In the 19th century and the first part of the 20th century, people in positions of power, such as cavalry members and religious groups, often murdered the so-called have-nots, Duwe said. “In a lot of those cases, we seldom see anyone who was ever charged,” he said.

A broader definition of “mass shooting” includes many of those incidents. Among them:

  • Sand Creek Massacre: In 1864, about 675 soldiers rode toward a tribal campsite in eastern Colorado and opened fire, killing more than 165 Cheyenne and Arapaho tribe members. More than half the dead were women and children, according to the National Park Service. Black Kettle, a Cheyenne chief, is said to have waved a white flag as the troops approached. He survived the massacre and was killed four years later by Gen. George Armstrong Custer.
  • Clear Lake Massacre: In 1850, a U.S. cavalry unit descended on a tribe of Pomo Indians living on an island in Lake County, Calif., and killed at least 60 men, women and children. The army had sought revenge for the death of two white settlers who had “long enslaved, brutalized and starved indigenous people in the area,” according to a plaque placed at the site by the California Department of Parks and Recreation.
  • Wounded Knee Massacre: In 1890, U.S. Army troops near Wounded Knee Creek in South Dakota opened fire on Lakota Chief Big Foot and a band of his tribe. More than 150 men, women and children were killed.

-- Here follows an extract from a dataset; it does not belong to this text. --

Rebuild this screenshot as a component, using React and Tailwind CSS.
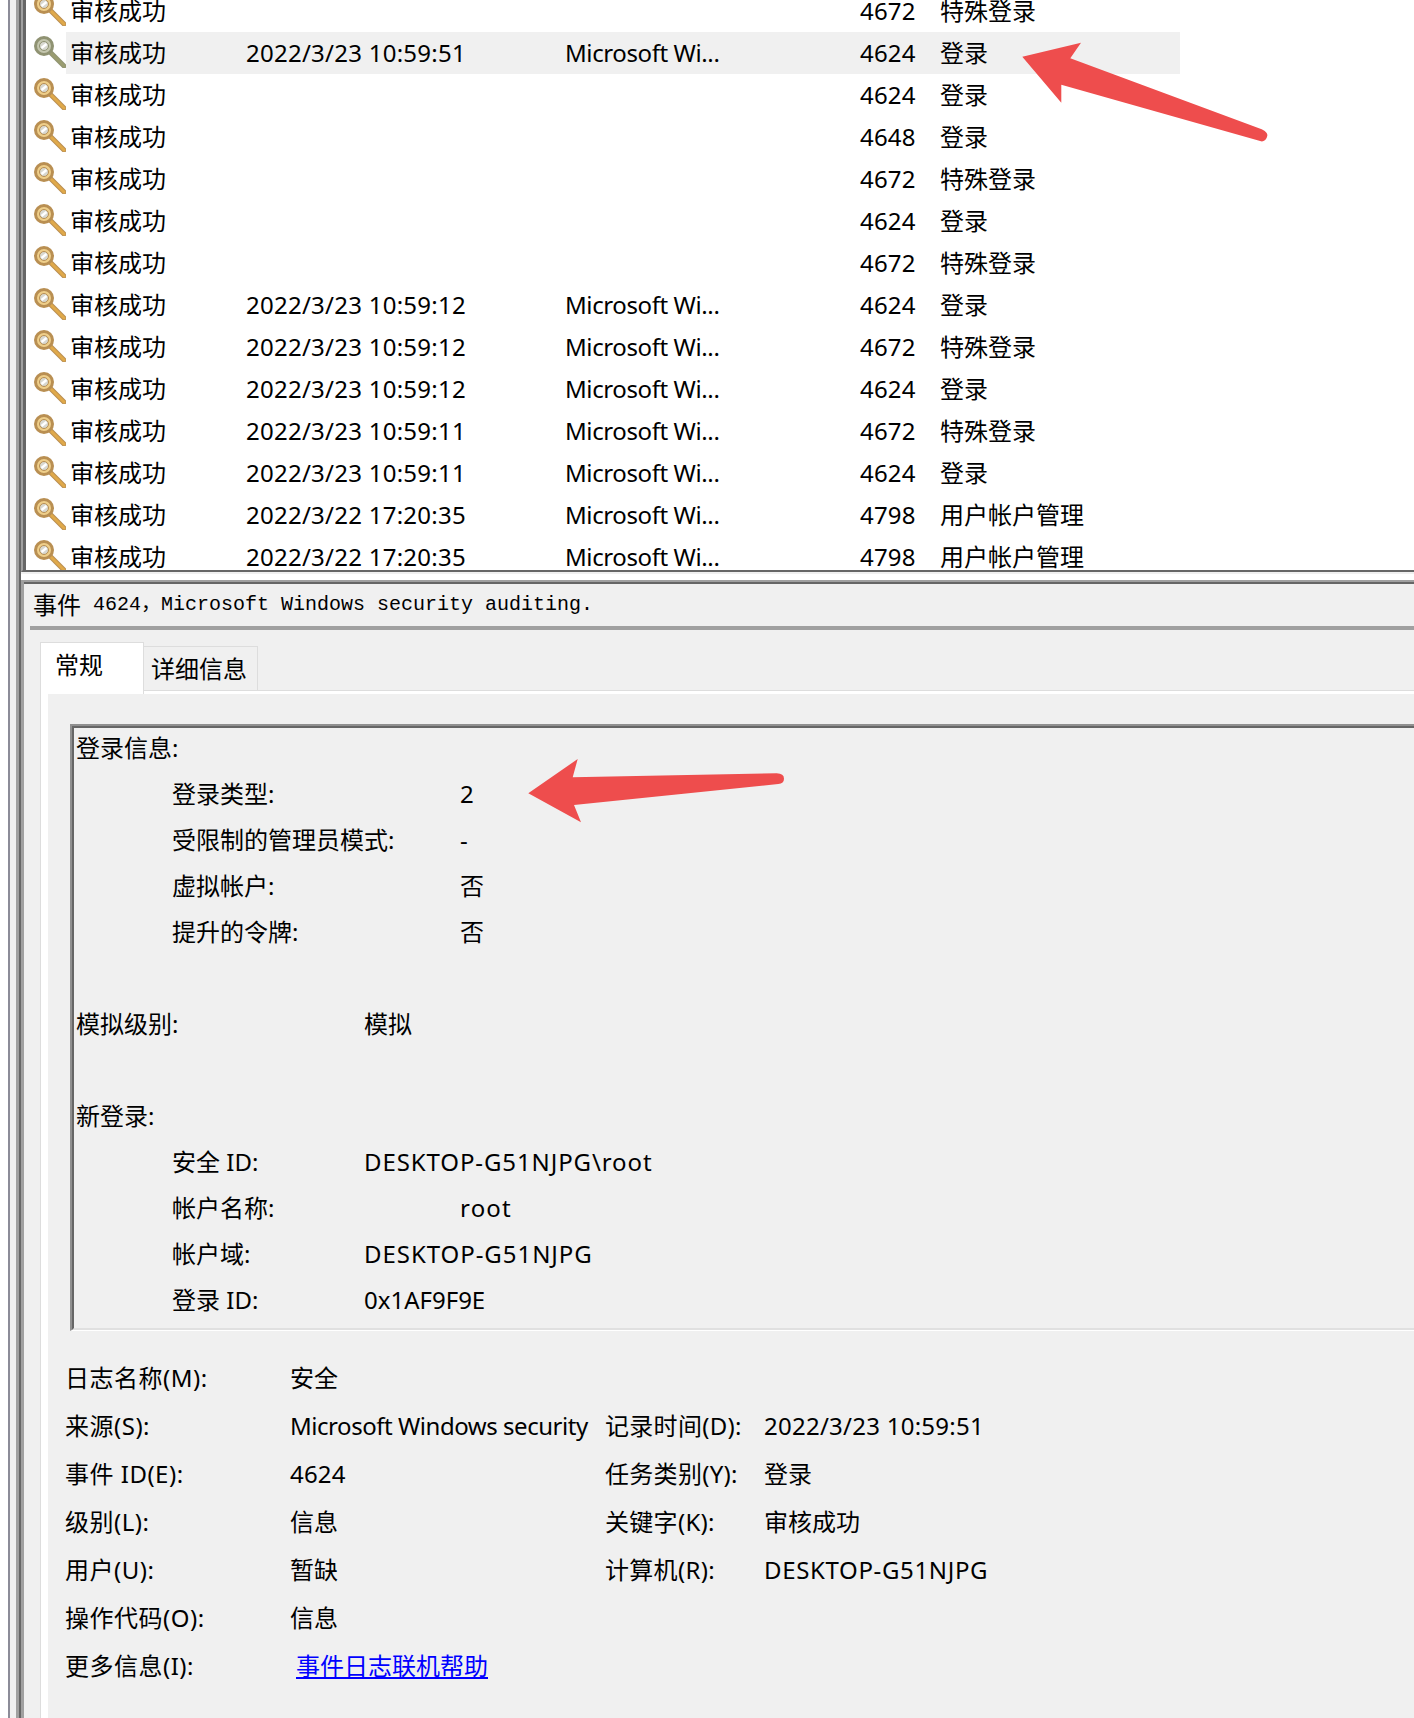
import React from 'react';

const FONT = '"Noto Sans", "Noto Sans CJK SC", sans-serif';

const rows = [
  { date: '', src: '', id: '4672', cat: '特殊登录' },
  { date: '2022/3/23 10:59:51', src: 'Microsoft Wi...', id: '4624', cat: '登录', selected: true },
  { date: '', src: '', id: '4624', cat: '登录' },
  { date: '', src: '', id: '4648', cat: '登录' },
  { date: '', src: '', id: '4672', cat: '特殊登录' },
  { date: '', src: '', id: '4624', cat: '登录' },
  { date: '', src: '', id: '4672', cat: '特殊登录' },
  { date: '2022/3/23 10:59:12', src: 'Microsoft Wi...', id: '4624', cat: '登录' },
  { date: '2022/3/23 10:59:12', src: 'Microsoft Wi...', id: '4672', cat: '特殊登录' },
  { date: '2022/3/23 10:59:12', src: 'Microsoft Wi...', id: '4624', cat: '登录' },
  { date: '2022/3/23 10:59:11', src: 'Microsoft Wi...', id: '4672', cat: '特殊登录' },
  { date: '2022/3/23 10:59:11', src: 'Microsoft Wi...', id: '4624', cat: '登录' },
  { date: '2022/3/22 17:20:35', src: 'Microsoft Wi...', id: '4798', cat: '用户帐户管理' },
  { date: '2022/3/22 17:20:35', src: 'Microsoft Wi...', id: '4798', cat: '用户帐户管理' },
];

function KeyIcon({ faded }) {
  const edge = faded ? '#8f9272' : '#b98f52';
  const fill = faded ? '#c4c6ae' : '#efcf8a';
  const shaft = faded ? '#9a9c70' : '#e0a94a';
  return (
    <svg width="33" height="33" viewBox="0 0 33 33" className="mt-[3px] shrink-0 self-start">
      <path d="M17 17 L31 31" stroke={edge} strokeWidth="5" strokeLinecap="round" />
      <path d="M17 17 L31 31" stroke={shaft} strokeWidth="3" strokeLinecap="round" />
      <circle cx="11" cy="11" r="8.5" fill={fill} stroke={edge} strokeWidth="3" />
      <circle cx="11" cy="11" r="4.5" fill="#d8d8d0" stroke={edge} strokeWidth="1" />
      <path d="M8.5 13 L13.5 9" stroke="#ffffff" strokeWidth="2.5" />
    </svg>
  );
}

function EventRow({ row }) {
  return (
    <div className="flex h-[42px] items-center pl-[7px]">
      <KeyIcon faded={row.selected} />
      <div className={`flex h-full w-[1114px] items-center pb-px text-[24px] text-black ${row.selected ? 'bg-[#f0f0f0]' : ''}`}>
        <span className="w-[180px] pl-[4px]">审核成功</span>
        <span className="w-[319px] tracking-[0.25px]">{row.date}</span>
        <span className="w-[295px] tracking-[-0.4px]">{row.src}</span>
        <span className="w-[80px] tracking-[0.2px]">{row.id}</span>
        <span>{row.cat}</span>
      </div>
    </div>
  );
}

function Arrow({ d }) {
  return <path d={d} fill="#ee4d4d" />;
}

export default function App() {
  return (
    <div className="relative flex h-[1718px] w-[1414px] overflow-hidden bg-white pl-2 text-black" style={{ fontFamily: FONT }}>
      <div className="w-0.5 shrink-0 bg-[#8c8c98]" />
      <div className="w-1.5 shrink-0 bg-[#f0f0f0]" />
      <div className="w-[3px] shrink-0 bg-[#a0a0a0]" />
      <div className="w-0.5 shrink-0 bg-[#666666]" />

      <div className="flex min-w-0 flex-1 flex-col bg-[#f0f0f0]">
        <div className="h-[572px] shrink-0 overflow-hidden border-b-2 border-l-2 border-b-[#666666] border-l-[#a0a0a0]">
          <div className="flex h-full flex-col overflow-hidden border-l-[3px] border-[#666666] bg-white">
            <div className="-mt-[10px]">
              {rows.map((row, i) => <EventRow key={i} row={row} />)}
            </div>
          </div>
        </div>

        <div className="h-0.5 shrink-0 bg-[#f0f0f0]" />
        <div className="h-[6px] shrink-0 bg-white" />

        <div className="flex flex-1 flex-col border-l-[3px] border-t-2 border-l-[#a0a0a0] border-t-[#a0a0a0]">
          <div className="flex flex-1 flex-col border-t-2 border-[#666666]">
            <div className="flex h-[42px] shrink-0 items-center pl-[9px] text-[24px]">
              <span>事件</span>
              <span className="ml-3 text-[20px]" style={{ fontFamily: '"Liberation Mono", "Noto Sans CJK SC", monospace' }}>4624，Microsoft Windows security auditing.</span>
            </div>
            <div className="ml-1.5 h-1 shrink-0 bg-[#a0a0a0]" />

            <div className="ml-4 mt-3 flex h-[48px] shrink-0 items-start text-[24px]">
              <div className="relative z-10 h-[52px] w-[104px] border-l border-r border-t border-[#dddddd] bg-white pl-[14px] leading-[44px]">常规</div>
              <div className="mt-1 h-[45px] w-[114px] border-r border-t border-[#dddddd] pl-[7px] leading-[44px]">详细信息</div>
            </div>

            <div className="ml-4 flex flex-1 flex-col border-l border-t border-[#dddddd] bg-white pl-[7px] pt-[3px]">
              <div className="flex flex-1 flex-col bg-[#f0f0f0] pl-[22px] pt-[30px]">
                <div className="shrink-0 border-b border-l-2 border-t-2 border-b-white border-l-[#909090] border-t-[#909090]">
                  <div className="h-[604px] overflow-hidden border-b-2 border-l-2 border-t-2 border-b-[#e0e0e0] border-l-[#666666] border-t-[#666666] pl-[2px]">
                    <pre className="-mt-[3px] whitespace-pre text-[24px] leading-[46px] [tab-size:96px]" style={{ fontFamily: FONT }}>
                      {'登录信息:\n\t登录类型:\t\t2\n\t受限制的管理员模式:\t-\n\t虚拟帐户:\t\t否\n\t提升的令牌:\t\t否\n\n模拟级别:\t\t模拟\n\n新登录:\n\t安全 ID:\t\t'}
                      <span className="tracking-[0.9px]">DESKTOP-G51NJPG\root</span>
                      {'\n\t帐户名称:\t\t'}
                      <span className="tracking-[1.2px]">root</span>
                      {'\n\t帐户域:\t\t'}
                      <span className="tracking-[0.95px]">DESKTOP-G51NJPG</span>
                      {'\n\t登录 ID:\t\t0x1AF9F9E'}
                    </pre>
                  </div>
                </div>

                <div className="-ml-[5px] mt-[23px] grid grid-cols-[225px_315px_159px_1fr] text-[24px] leading-[48px]">
                  <div className="tracking-[0.5px]">日志名称(M):</div>
                  <div>安全</div>
                  <div />
                  <div />

                  <div className="tracking-[0.5px]">来源(S):</div>
                  <div className="whitespace-nowrap tracking-[-0.46px]">Microsoft Windows security</div>
                  <div className="tracking-[0.3px]">记录时间(D):</div>
                  <div className="tracking-[0.25px]">2022/3/23 10:59:51</div>

                  <div className="tracking-[0.5px]">事件 ID(E):</div>
                  <div className="tracking-[0.2px]">4624</div>
                  <div className="tracking-[0.3px]">任务类别(Y):</div>
                  <div>登录</div>

                  <div className="tracking-[0.5px]">级别(L):</div>
                  <div>信息</div>
                  <div className="tracking-[0.3px]">关键字(K):</div>
                  <div>审核成功</div>

                  <div className="tracking-[0.5px]">用户(U):</div>
                  <div>暂缺</div>
                  <div className="tracking-[0.3px]">计算机(R):</div>
                  <div className="tracking-[0.65px]">DESKTOP-G51NJPG</div>

                  <div className="tracking-[0.5px]">操作代码(O):</div>
                  <div>信息</div>
                  <div />
                  <div />

                  <div className="tracking-[0.5px]">更多信息(I):</div>
                  <div className="col-span-3 pl-1.5 text-[#0000ff] underline">事件日志联机帮助</div>
                </div>
              </div>
            </div>
          </div>
        </div>
      </div>

      <svg className="pointer-events-none absolute left-0 top-0" width="1414" height="1718">
        <Arrow d="M1022.3 56.7 L1081 42.7 L1070.3 58.3 L1261.7 129.3 Q1269 133 1267 137 Q1265 142 1261 141.3 L1061.3 84.7 L1061.3 102.7 Z" />
        <Arrow d="M528.3 793.3 L577.7 759 L572.7 777.3 L776.7 773.3 Q784 773.5 784 778.7 Q784 783.5 778.3 784 L574 805 L581 822.3 Z" />
      </svg>
    </div>
  );
}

Other mass shootings involved altercations between pioneer settlers and communities already established in the West, including the Mountain Meadows Massacre in 1857. A wagon train headed to California was attacked by Mormons as it passed through southwest Utah. About 120 people were killed.

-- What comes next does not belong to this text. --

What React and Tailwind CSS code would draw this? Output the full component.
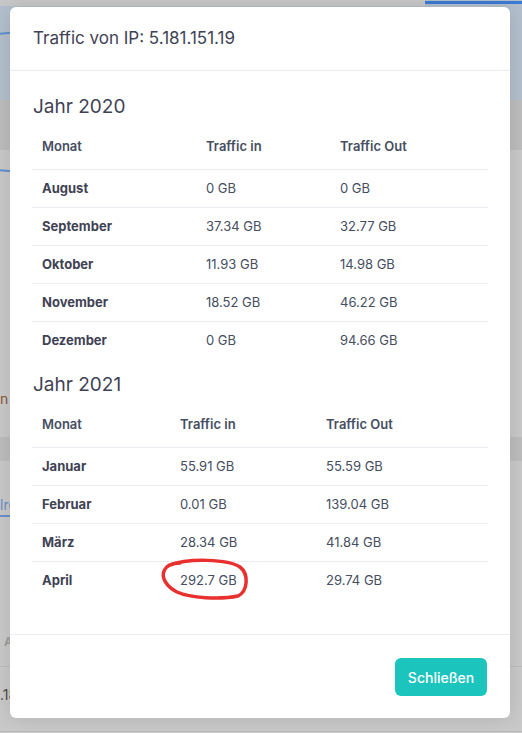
import React from "react";

const t2020 = [
  ["August", "0 GB", "0 GB"],
  ["September", "37.34 GB", "32.77 GB"],
  ["Oktober", "11.93 GB", "14.98 GB"],
  ["November", "18.52 GB", "46.22 GB"],
  ["Dezember", "0 GB", "94.66 GB"],
];
const t2021 = [
  ["Januar", "55.91 GB", "55.59 GB"],
  ["Februar", "0.01 GB", "139.04 GB"],
  ["März", "28.34 GB", "41.84 GB"],
  ["April", "292.7 GB", "29.74 GB"],
];

function YearTable({ year, rows, cols }) {
  return (
    <div>
      <div className="h-[24px] pt-[4px] text-[19px] leading-[20px] text-[#3f4254] mb-[6px] pl-px">Jahr {year}</div>
      <div>
        <div className={`grid ${cols} h-[46px] pt-[2px] items-center text-[13px] font-semibold text-[#464e5f]`}>
          <div className="pl-[10px]">Monat</div>
          <div className="pl-[10px]">Traffic in</div>
          <div className="pl-[10px]">Traffic Out</div>
        </div>
        {rows.map((r) => (
          <div
            key={r[0]}
            className={`grid ${cols} h-[38px] items-center border-t border-[#ebedf3] text-[13px] text-[#464e5f]`}
          >
            <div className="pl-[10px] font-bold text-[#3f4254]">{r[0]}</div>
            <div className="pl-[10px]">{r[1]}</div>
            <div className="pl-[10px]">{r[2]}</div>
          </div>
        ))}
      </div>
    </div>
  );
}

export default function App() {
  return (
    <div
      className="relative w-[522px] h-[733px] overflow-hidden bg-[#c9c9c9]"
      style={{ fontFamily: "Inter, 'Noto Sans', sans-serif" }}
    >
      {/* dimmed page behind */}
      <div className="flex flex-col">
        <div className="h-[100px] bg-[#b3bfcc] relative">
          <div className="absolute left-[425px] top-[1px] right-0 h-[3px] bg-[#3a7bd5]" />
          <div className="absolute left-0 top-0 w-[425px] h-[6px] bg-[#c8c8c8]" />
          <div className="absolute -left-[60px] top-[32px] w-[140px] h-[140px] rounded-full border-2 border-[#5d8fd0]" />
        </div>
        <div className="h-[50px] bg-[#bdbdbd]" />
        <div className="h-[225px]" />
        <div className="h-[62px] pt-[14px] leading-[20px] text-[14px] text-[#8a5a3a]">n !</div>
        <div className="h-[24px] bg-[#bdbdbd]" />
        <div className="h-[54px] pt-[34px] leading-[20px] text-[14px] text-[#6a8fc8]">lre</div>
        <div className="h-[2px] w-[30px] bg-[#6a8fc8]" />
        <div className="h-[150px] border-b border-[#bcbcbc] flex items-end pb-[14px] leading-[20px] text-[12px] font-semibold text-[#9a9a9a] pl-[4px]">A</div>
        <div className="h-[65px] border-b border-[#bcbcbc] pt-[18px] leading-[20px] text-[14px] text-[#4a4a4a]">.18</div>
      </div>

      {/* modal */}
      <div className="absolute left-[10px] top-[7px] w-[500px] h-[711px] bg-white rounded-[6px] shadow-[0_0_20px_rgba(0,0,0,0.12)] flex flex-col">
        <div className="h-[64px] flex items-center px-[23px] border-b border-[#ebedf3] text-[17px] text-[#3f4254]">
          Traffic von IP: 5.181.151.19
        </div>
        <div className="px-[22px] pt-[22px] pb-[35px] flex flex-col gap-[12px]">
          <YearTable year="2020" rows={t2020} cols="grid-cols-[164px_134px_1fr]" />
          <YearTable year="2021" rows={t2021} cols="grid-cols-[138px_146px_1fr]" />
        </div>
        <div className="border-t border-[#ebedf3] flex justify-end px-[23px] pt-[23px]">
          <button className="h-[38px] w-[92px] rounded-[6px] bg-[#1bc5bd] text-white text-[14px] font-medium">
            Schließen
          </button>
        </div>
      </div>

      {/* red annotation */}
      <svg className="absolute left-0 top-0 pointer-events-none" width="522" height="733">
        <path
          d="M 170 565 C 188 558, 228 559, 240 567 C 249 574, 248 591, 238 596 C 220 600, 190 598, 177 592 C 167 587, 161 578, 164 571 C 166 566, 172 563, 180 563"
          fill="none"
          stroke="#e8302f"
          strokeWidth="3.5"
          strokeLinecap="round"
        />
      </svg>
    </div>
  );
}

Some notable racial and class-based clashes in the late 19th and early 20th century could also be considered mass shootings:

  • Rock Springs massacre: In 1885, a group of white men and women fatally beat and shot at least 28 Chinese immigrant laborers during a riot at a coal mine in southwestern Wyoming. Historians say the riot was sparked by growing displeasure over the mine’s practice of hiring Chinese workers and paying them a lower wage than American citizens.
  • Tulsa race riots: A white mob attacked black residents in Tulsa, Okla., in 1921 and burned down the Greenwood neighborhood, which was then the wealthiest black business district in the United States. Modern estimates place the death toll at 50 to 300 people, many of them shot.
  • Elaine massacre: Black men in Elaine, a small town in eastern Arkansas, met in the fall of 1919 to discuss how to collect more money for their cotton crops. During the meeting, a white man who was deputized was shot. In the riot that followed, as many as 200 black people were shot and killed.